Despite the steep learning curve, Hurwitz says he enjoys the freedom animation provides, comparing the comedic shorthand of cartoons to advances in TV production like HD cameras which greatly expedite filming. ‘On a show like Arrested, the whole first half of the show is about bolstering your characters in such a way that they can make plausible decisions to do ridiculous thing,’ he explains, ‘In animation, you can get to that in the second line of the script.’ These leaps of logic can be inspiring or discouraging, however: ‘I think that’s why animation writers have had trouble crossing over to live action in many cases, and vice-versa: They’re two different ways of thinking.’

Without wanting to disparage the work of non-celeb voice actors (‘There will never be a better Homer than Dan Castellaneta,’ Hurwitz insists), he believes that SDSU‘s known voice cast brings something special to the TV toon landscape. He also cites the large ensemble cast of characters as a stand-apart feature. ‘There’s tons of different relationships you get to explore, there’s a ton of variety,’ he says, ‘It does follow those animation rules of ‘if you don’t like that joke, don’t worry, there’s more coming.’ It gives you more places to jump around, more surprising voices.’

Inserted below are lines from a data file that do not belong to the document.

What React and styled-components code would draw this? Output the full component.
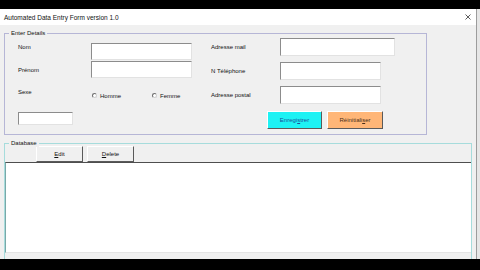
import React from "react";
import styled, { createGlobalStyle } from "styled-components";

const GlobalStyle = createGlobalStyle`
  html, body {
    margin: 0;
    padding: 0;
    background: #000;
  }
  body {
    font-family: "Liberation Sans", Arial, sans-serif;
  }
`;

const Screen = styled.div`
  width: 480px;
  height: 270px;
  padding-top: 9px;
  box-sizing: border-box;
  background: #000;
  display: flex;
  align-items: flex-start;
  overflow: hidden;
`;

const Window = styled.div`
  width: 476px;
  height: 250px;
  background: #f0f0f0;
  border-right: 1px solid #9c9c9c;
  display: flex;
  flex-direction: column;
  overflow: hidden;
  flex-shrink: 0;
`;

const Behind = styled.div`
  flex: 1;
  height: 250px;
  background: #e6e6e6;
`;

const TitleBar = styled.div`
  height: 16px;
  flex-shrink: 0;
  background: #fff;
  display: flex;
  align-items: center;
  justify-content: space-between;
  padding: 0 5px 0 4px;
  font-size: 6.5px;
  color: #111;
`;

const Body = styled.div`
  flex: 1;
  padding-left: 4px;
  display: flex;
  flex-direction: column;
`;

const Group = styled.div`
  position: relative;
  box-sizing: border-box;
  margin-top: 8px;
  width: ${(p) => p.$width}px;
  height: ${(p) => p.$height}px;
  border: 1px solid ${(p) => p.$color};
  flex-shrink: 0;
`;

const Legend = styled.span`
  position: absolute;
  top: -4px;
  left: 4px;
  padding: 0 2px;
  background: #f0f0f0;
  font-size: 6px;
  line-height: 7px;
  color: #111;
`;

const DetailsInner = styled.div`
  display: flex;
  gap: 19px;
  padding-left: 13px;
`;

const LeftCol = styled.div`
  width: 174px;
  padding-top: 9px;
  display: flex;
  flex-direction: column;
`;

const RightCol = styled.div`
  padding-top: 4px;
  display: flex;
  flex-direction: column;
  gap: 5px;
`;

const FieldRow = styled.div`
  display: flex;
  align-items: center;
  height: ${(p) => p.$h}px;
  margin-bottom: 1px;
`;

const Label = styled.span`
  width: ${(p) => p.$w}px;
  flex-shrink: 0;
  font-size: 6px;
  color: #111;
  align-self: ${(p) => (p.$top ? "flex-start" : "center")};
  padding-top: ${(p) => (p.$top ? "1px" : "0")};
`;

const TextBox = styled.div`
  box-sizing: border-box;
  width: ${(p) => p.$w}px;
  height: ${(p) => p.$h}px;
  background: #fff;
  border: 1px solid;
  border-color: #8c8c8c #e2e2e2 #e2e2e2 #8c8c8c;
`;

const SexRow = styled.div`
  display: flex;
  margin-top: 9px;
  height: 12px;
`;

const RadioGroup = styled.div`
  display: flex;
  padding-top: 4px;
  margin-left: 1px;
`;

const RadioItem = styled.label`
  width: 60px;
  display: flex;
  align-items: center;
  gap: 3px;
  font-size: 6px;
  color: #111;
  height: 7px;
`;

const RadioDot = styled.span`
  box-sizing: border-box;
  width: 5px;
  height: 5px;
  border-radius: 50%;
  border: 1px solid #6e6e6e;
  border-right-color: #d0d0d0;
  border-bottom-color: #d0d0d0;
  background: #fff;
`;

const SmallBox = styled(TextBox)`
  margin-top: 12px;
`;

const ButtonRow = styled.div`
  display: flex;
  gap: ${(p) => p.$gap}px;
  margin-top: ${(p) => p.$top}px;
  padding-left: ${(p) => p.$left}px;
`;

const FormButton = styled.div`
  box-sizing: border-box;
  width: ${(p) => p.$w}px;
  height: ${(p) => p.$h}px;
  background: ${(p) => p.$bg};
  color: ${(p) => p.$fg};
  border: 1px solid;
  border-color: #ffffff #5a5a5a #5a5a5a #ffffff;
  display: flex;
  align-items: center;
  justify-content: center;
  font-size: 6px;
  u {
    text-decoration: underline;
  }
`;

const ListBox = styled.div`
  height: 89px;
  background: #fff;
  border-top: 1px solid #4e4e4e;
  border-left: 1px solid #7aa8a8;
  border-bottom: 1px solid #e4e4e4;
`;

const CloseIcon = () => (
  <svg width="6" height="6" viewBox="0 0 6 6">
    <path d="M0.5 0.5 L5.5 5.5 M5.5 0.5 L0.5 5.5" stroke="#333" strokeWidth="0.8" />
  </svg>
);

const leftFields = [
  { label: "Nom", top: true },
  { label: "Prénom", top: false },
];

const rightFields = [
  { label: "Adresse mail", w: 115 },
  { label: "N Téléphone", w: 101 },
  { label: "Adresse postal", w: 101 },
];

export default function App() {
  return (
    <>
      <GlobalStyle />
      <Screen>
        <Window>
          <TitleBar>
            <span>Automated Data Entry Form version 1.0</span>
            <CloseIcon />
          </TitleBar>
          <Body>
            <Group $width={423} $height={102} $color="#b6b6d6">
              <Legend>Enter Details</Legend>
              <DetailsInner>
                <LeftCol>
                  {leftFields.map((f) => (
                    <FieldRow key={f.label} $h={17}>
                      <Label $w={73} $top={f.top}>
                        {f.label}
                      </Label>
                      <TextBox $w={101} $h={17} />
                    </FieldRow>
                  ))}
                  <SexRow>
                    <Label $w={73} $top>
                      Sexe
                    </Label>
                    <RadioGroup>
                      <RadioItem>
                        <RadioDot />
                        Homme
                      </RadioItem>
                      <RadioItem>
                        <RadioDot />
                        Femme
                      </RadioItem>
                    </RadioGroup>
                  </SexRow>
                  <SmallBox $w={55} $h={13} />
                </LeftCol>
                <RightCol>
                  {rightFields.map((f) => (
                    <FieldRow key={f.label} $h={18}>
                      <Label $w={69}>{f.label}</Label>
                      <TextBox $w={f.w} $h={18} />
                    </FieldRow>
                  ))}
                  <ButtonRow $gap={5} $top={1} $left={56}>
                    <FormButton $w={55} $h={18} $bg="#1ef2f4" $fg="#1d4f9a">
                      <span>
                        Enregi<u>s</u>trer
                      </span>
                    </FormButton>
                    <FormButton $w={56} $h={18} $bg="#ffb677" $fg="#4a2e1a">
                      <span>
                        Réinitiali<u>s</u>er
                      </span>
                    </FormButton>
                  </ButtonRow>
                </RightCol>
              </DetailsInner>
            </Group>
            <Group $width={468} $height={130} $color="#a6dcdc">
              <Legend>Database</Legend>
              <ButtonRow $gap={4} $top={2} $left={31}>
                <FormButton $w={47} $h={16} $bg="#f0f0f0" $fg="#111">
                  <span>
                    <u>E</u>dit
                  </span>
                </FormButton>
                <FormButton $w={47} $h={16} $bg="#f0f0f0" $fg="#111">
                  <span>
                    <u>D</u>elete
                  </span>
                </FormButton>
              </ButtonRow>
              <ListBox />
            </Group>
          </Body>
        </Window>
        <Behind />
      </Screen>
    </>
  );
}
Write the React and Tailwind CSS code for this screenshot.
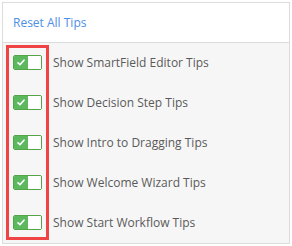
import React from "react";

const TIPS = [
  "Show SmartField Editor Tips",
  "Show Decision Step Tips",
  "Show Intro to Dragging Tips",
  "Show Welcome Wizard Tips",
  "Show Start Workflow Tips",
];

function Toggle() {
  return (
    <div className="flex h-[15px] w-[29px] shrink-0 overflow-hidden rounded-[2px] border border-[#52a447] bg-white">
      <span className="flex w-[14px] items-center justify-center bg-[#5cb85c]">
        <svg width="8" height="7" viewBox="0 0 8 7" fill="none">
          <path d="M1 3.8 L3 5.6 L7 1.2" stroke="#fff" strokeWidth="1.6" strokeLinecap="round" strokeLinejoin="round" />
        </svg>
      </span>
      <span className="flex-1 bg-white" />
    </div>
  );
}

export default function App() {
  return (
    <div className="h-[246px] w-[292px] bg-white p-[2px] font-['Open_Sans',sans-serif]">
      <div className="flex h-[242px] w-[288px] flex-col border border-[#dcdcdc]">
        <div className="flex h-[40px] shrink-0 items-center border-b border-[#dcdcdc] bg-white px-[10px] pt-[1px]">
          <span className="text-[12px] text-[#4d8fe8]">Reset All Tips</span>
        </div>
        <div className="relative flex min-h-0 flex-1 flex-col gap-[25px] bg-[#f6f6f6] px-[10px] pt-[12px]">
          {TIPS.map((t) => (
            <div key={t} className="flex items-center gap-[11px]">
              <Toggle />
              <span className="text-[12px] leading-[15px] text-[#5a5a5a]">{t}</span>
            </div>
          ))}
          <div className="pointer-events-none absolute left-[3px] top-[2px] h-[195px] w-[43px] border-[3px] border-[#f04444]" />
        </div>
      </div>
    </div>
  );
}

As for hopes about SDSU‘s impending debut, the cast and crew are all over the board. Henry Winkler, who plays depressed German teacher Willard Deutschebog, hopes the show will give viewers an escape: ‘My dream is that, for a lot of people in this moment in time, when this country is going through an amazingly painful period, that we will make them laugh.’

Hurwitz, however, is characteristically sardonic: ‘I am so far from ‘Perhaps this will have a positive effect on the future of television.’ I’m really like, ‘Are they going to show all 13? Please! Please show all 13!” We’re sure viewers will feel the same way!

Sit Down, Shut Up premieres April 19 at 8:30 p.m. as part of FOX’s Sunday night Animation Domination lineup.